▶ [Work to complete] Report how many lines hold the word "code"; give nothing but the number.

+++ Data section

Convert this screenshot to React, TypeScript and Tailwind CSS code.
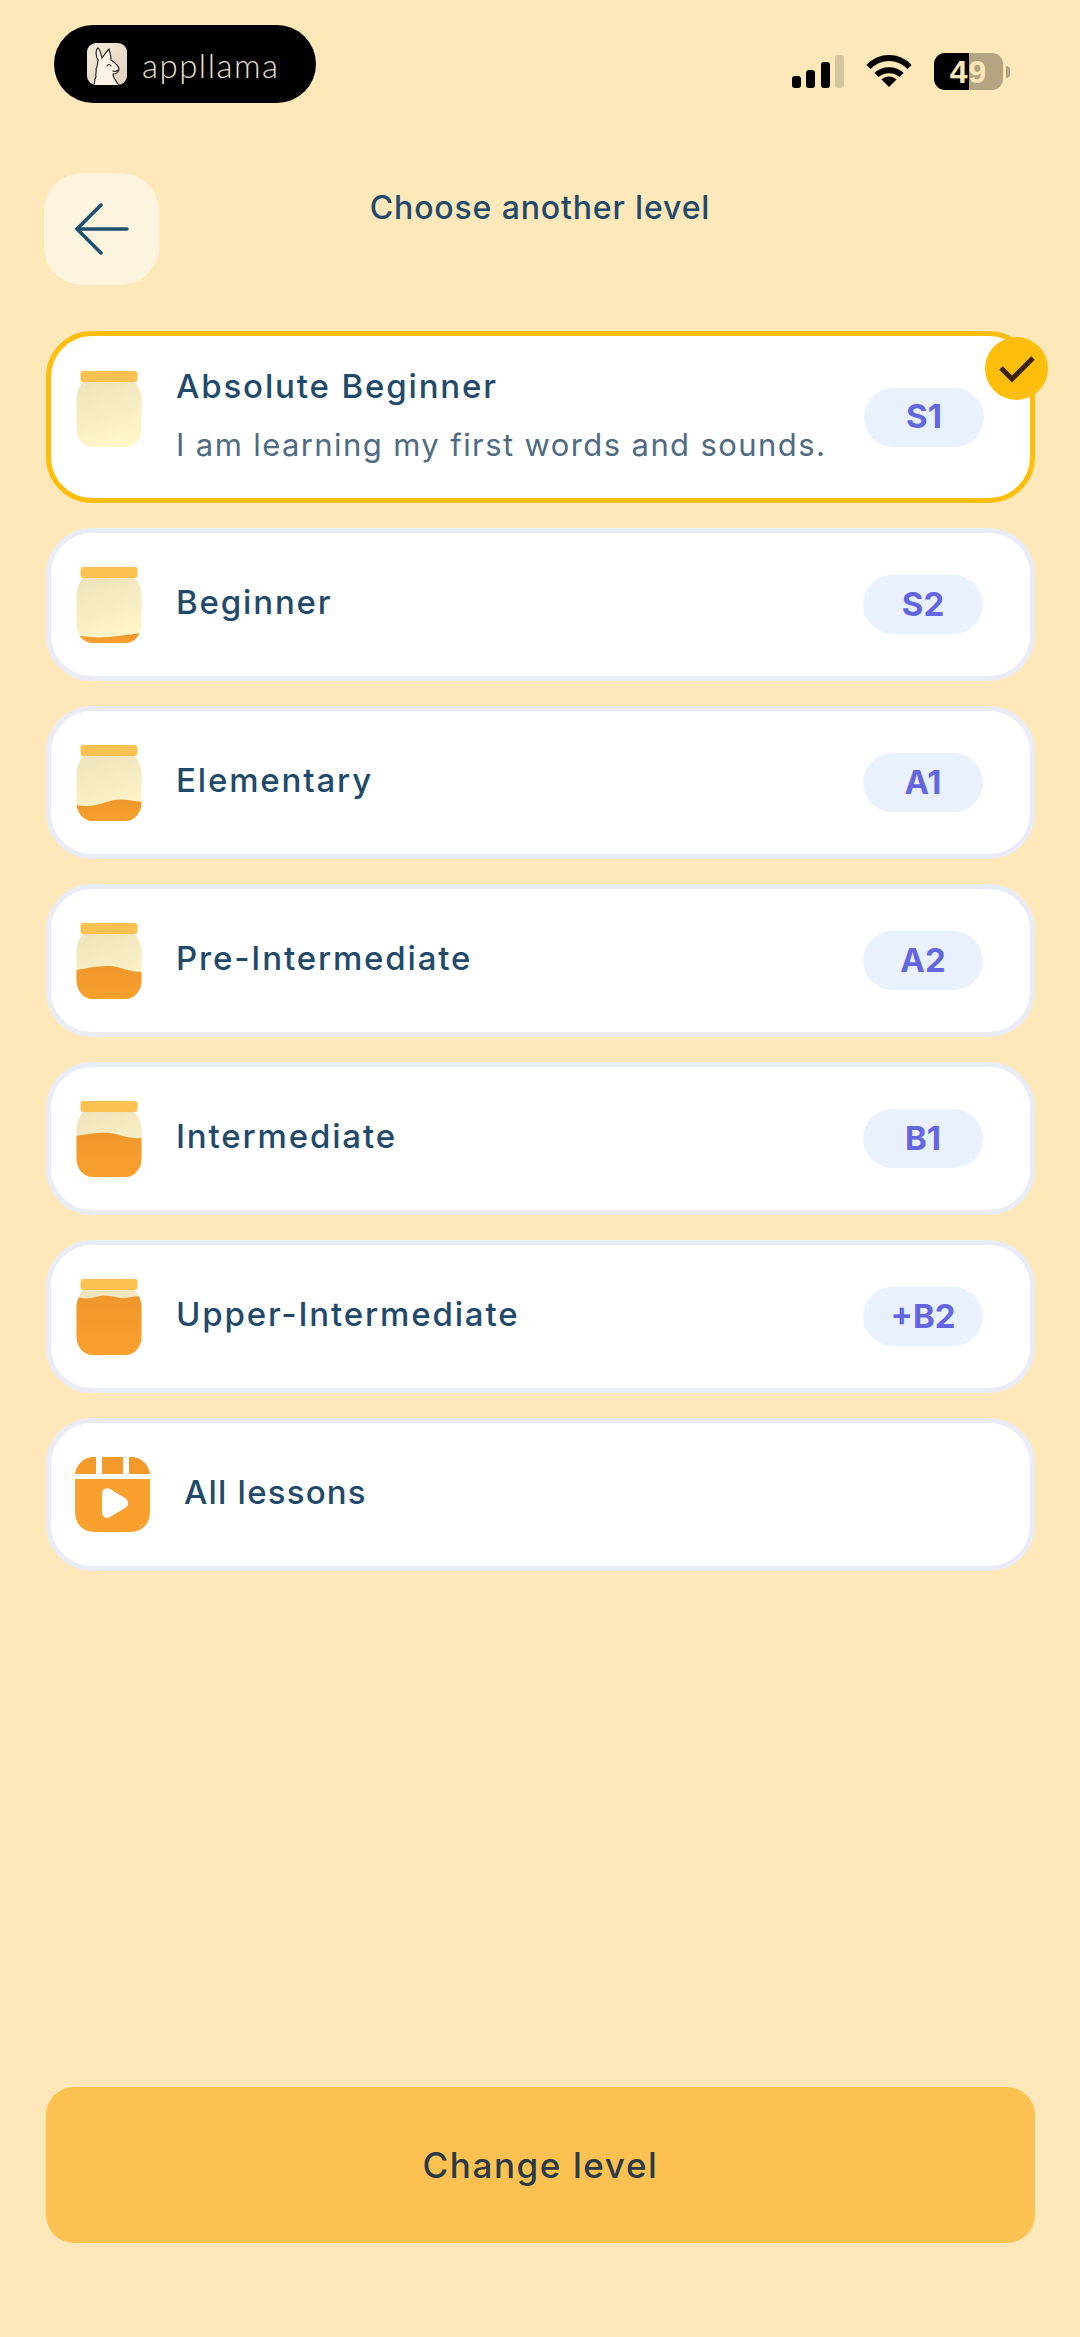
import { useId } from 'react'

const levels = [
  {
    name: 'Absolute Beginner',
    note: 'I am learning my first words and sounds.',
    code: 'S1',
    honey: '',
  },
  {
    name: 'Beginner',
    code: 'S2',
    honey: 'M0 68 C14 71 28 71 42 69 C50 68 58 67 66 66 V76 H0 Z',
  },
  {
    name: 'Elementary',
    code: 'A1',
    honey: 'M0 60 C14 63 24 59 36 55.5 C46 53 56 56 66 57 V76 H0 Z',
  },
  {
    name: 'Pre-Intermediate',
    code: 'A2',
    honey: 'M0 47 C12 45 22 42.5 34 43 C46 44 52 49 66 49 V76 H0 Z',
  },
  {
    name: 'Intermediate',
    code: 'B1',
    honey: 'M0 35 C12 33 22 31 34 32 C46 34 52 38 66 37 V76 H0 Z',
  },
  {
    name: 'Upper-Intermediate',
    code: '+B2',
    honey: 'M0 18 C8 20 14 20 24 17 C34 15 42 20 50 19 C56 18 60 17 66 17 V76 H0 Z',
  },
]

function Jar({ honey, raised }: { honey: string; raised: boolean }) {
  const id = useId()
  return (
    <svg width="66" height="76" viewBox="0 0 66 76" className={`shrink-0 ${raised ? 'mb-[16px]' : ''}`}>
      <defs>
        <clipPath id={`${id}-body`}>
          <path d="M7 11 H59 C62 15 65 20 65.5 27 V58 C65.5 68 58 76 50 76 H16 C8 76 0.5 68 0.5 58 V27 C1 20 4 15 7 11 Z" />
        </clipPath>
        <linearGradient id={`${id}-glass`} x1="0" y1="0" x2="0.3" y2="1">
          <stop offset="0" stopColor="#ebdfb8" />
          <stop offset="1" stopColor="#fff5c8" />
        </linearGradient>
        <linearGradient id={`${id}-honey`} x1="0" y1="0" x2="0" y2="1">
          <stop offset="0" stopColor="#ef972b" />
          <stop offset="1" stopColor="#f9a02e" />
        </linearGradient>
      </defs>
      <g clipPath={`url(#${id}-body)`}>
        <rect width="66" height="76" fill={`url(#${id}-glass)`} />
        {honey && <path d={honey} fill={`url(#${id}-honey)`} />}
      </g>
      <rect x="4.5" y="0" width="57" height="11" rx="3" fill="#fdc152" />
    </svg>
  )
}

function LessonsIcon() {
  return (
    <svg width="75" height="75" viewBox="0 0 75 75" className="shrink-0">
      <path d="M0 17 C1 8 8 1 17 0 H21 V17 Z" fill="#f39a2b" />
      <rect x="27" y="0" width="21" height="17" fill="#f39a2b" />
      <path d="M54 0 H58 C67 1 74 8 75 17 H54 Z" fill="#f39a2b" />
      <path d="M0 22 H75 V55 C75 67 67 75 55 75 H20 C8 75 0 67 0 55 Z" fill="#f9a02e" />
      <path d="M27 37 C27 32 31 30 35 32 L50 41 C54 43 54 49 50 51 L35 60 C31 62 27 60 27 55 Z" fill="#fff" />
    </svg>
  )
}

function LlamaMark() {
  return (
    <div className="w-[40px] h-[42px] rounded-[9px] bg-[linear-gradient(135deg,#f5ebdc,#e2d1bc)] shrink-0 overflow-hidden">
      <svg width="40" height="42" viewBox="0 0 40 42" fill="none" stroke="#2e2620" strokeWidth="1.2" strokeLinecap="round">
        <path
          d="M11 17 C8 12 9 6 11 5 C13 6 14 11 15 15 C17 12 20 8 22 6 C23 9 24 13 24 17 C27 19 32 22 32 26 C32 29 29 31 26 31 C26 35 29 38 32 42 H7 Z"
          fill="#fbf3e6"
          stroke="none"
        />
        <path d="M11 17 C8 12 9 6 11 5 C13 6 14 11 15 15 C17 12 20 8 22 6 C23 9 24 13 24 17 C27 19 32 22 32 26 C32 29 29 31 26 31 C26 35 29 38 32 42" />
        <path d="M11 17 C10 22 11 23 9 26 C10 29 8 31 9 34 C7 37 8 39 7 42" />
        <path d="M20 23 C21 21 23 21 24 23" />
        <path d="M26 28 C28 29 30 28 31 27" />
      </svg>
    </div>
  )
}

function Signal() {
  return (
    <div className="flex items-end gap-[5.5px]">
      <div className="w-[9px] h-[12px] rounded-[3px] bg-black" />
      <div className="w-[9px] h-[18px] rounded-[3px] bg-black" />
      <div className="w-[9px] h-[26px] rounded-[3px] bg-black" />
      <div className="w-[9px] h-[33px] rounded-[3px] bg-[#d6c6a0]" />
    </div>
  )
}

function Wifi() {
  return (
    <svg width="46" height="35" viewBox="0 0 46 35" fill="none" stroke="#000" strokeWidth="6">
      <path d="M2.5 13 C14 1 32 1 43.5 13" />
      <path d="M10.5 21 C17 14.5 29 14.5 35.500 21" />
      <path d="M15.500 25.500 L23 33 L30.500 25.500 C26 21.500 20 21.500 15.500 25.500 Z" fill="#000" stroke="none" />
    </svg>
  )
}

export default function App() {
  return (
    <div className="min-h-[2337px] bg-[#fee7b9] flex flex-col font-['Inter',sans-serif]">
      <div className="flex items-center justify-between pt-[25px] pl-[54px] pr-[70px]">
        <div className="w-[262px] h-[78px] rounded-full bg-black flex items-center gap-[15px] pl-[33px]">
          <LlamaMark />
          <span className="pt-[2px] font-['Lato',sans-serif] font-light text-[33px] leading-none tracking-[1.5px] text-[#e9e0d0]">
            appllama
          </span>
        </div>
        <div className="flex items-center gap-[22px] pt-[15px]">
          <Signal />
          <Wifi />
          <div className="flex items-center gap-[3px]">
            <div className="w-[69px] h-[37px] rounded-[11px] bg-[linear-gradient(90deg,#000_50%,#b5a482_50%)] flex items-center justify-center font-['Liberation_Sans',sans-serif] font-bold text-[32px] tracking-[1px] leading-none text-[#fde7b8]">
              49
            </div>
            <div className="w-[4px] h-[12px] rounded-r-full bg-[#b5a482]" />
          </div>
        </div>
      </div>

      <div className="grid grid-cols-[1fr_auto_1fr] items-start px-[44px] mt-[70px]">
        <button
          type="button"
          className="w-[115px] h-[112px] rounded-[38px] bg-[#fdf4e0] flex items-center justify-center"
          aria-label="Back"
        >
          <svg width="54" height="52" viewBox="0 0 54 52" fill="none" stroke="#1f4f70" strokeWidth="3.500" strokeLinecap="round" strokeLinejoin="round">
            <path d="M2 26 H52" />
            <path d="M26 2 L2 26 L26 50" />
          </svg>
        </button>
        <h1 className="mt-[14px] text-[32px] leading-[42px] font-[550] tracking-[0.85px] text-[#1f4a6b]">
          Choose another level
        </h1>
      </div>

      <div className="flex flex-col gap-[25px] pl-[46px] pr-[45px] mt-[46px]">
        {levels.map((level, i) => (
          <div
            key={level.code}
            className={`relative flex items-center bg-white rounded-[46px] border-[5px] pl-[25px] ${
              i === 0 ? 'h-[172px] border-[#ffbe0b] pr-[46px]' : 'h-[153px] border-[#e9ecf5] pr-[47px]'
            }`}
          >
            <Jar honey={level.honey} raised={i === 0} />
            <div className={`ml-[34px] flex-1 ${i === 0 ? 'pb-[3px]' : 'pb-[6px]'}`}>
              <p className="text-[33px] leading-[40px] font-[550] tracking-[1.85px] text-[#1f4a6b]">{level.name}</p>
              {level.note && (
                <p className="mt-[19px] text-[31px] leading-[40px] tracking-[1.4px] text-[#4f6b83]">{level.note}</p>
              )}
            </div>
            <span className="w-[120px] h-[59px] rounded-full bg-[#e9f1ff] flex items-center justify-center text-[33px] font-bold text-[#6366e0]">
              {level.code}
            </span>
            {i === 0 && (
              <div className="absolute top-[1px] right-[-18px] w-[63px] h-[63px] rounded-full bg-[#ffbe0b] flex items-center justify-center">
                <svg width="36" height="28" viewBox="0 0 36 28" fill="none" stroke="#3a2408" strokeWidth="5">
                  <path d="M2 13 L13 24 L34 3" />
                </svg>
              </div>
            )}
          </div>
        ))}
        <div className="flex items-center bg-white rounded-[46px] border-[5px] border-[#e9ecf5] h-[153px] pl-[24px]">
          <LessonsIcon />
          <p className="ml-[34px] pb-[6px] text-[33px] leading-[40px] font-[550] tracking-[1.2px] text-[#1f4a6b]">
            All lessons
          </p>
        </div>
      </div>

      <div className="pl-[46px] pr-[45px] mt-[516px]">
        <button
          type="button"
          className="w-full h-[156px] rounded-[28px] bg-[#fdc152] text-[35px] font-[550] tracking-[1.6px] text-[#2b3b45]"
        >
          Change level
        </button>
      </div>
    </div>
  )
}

++++++

▶ [Solution for this problem] 9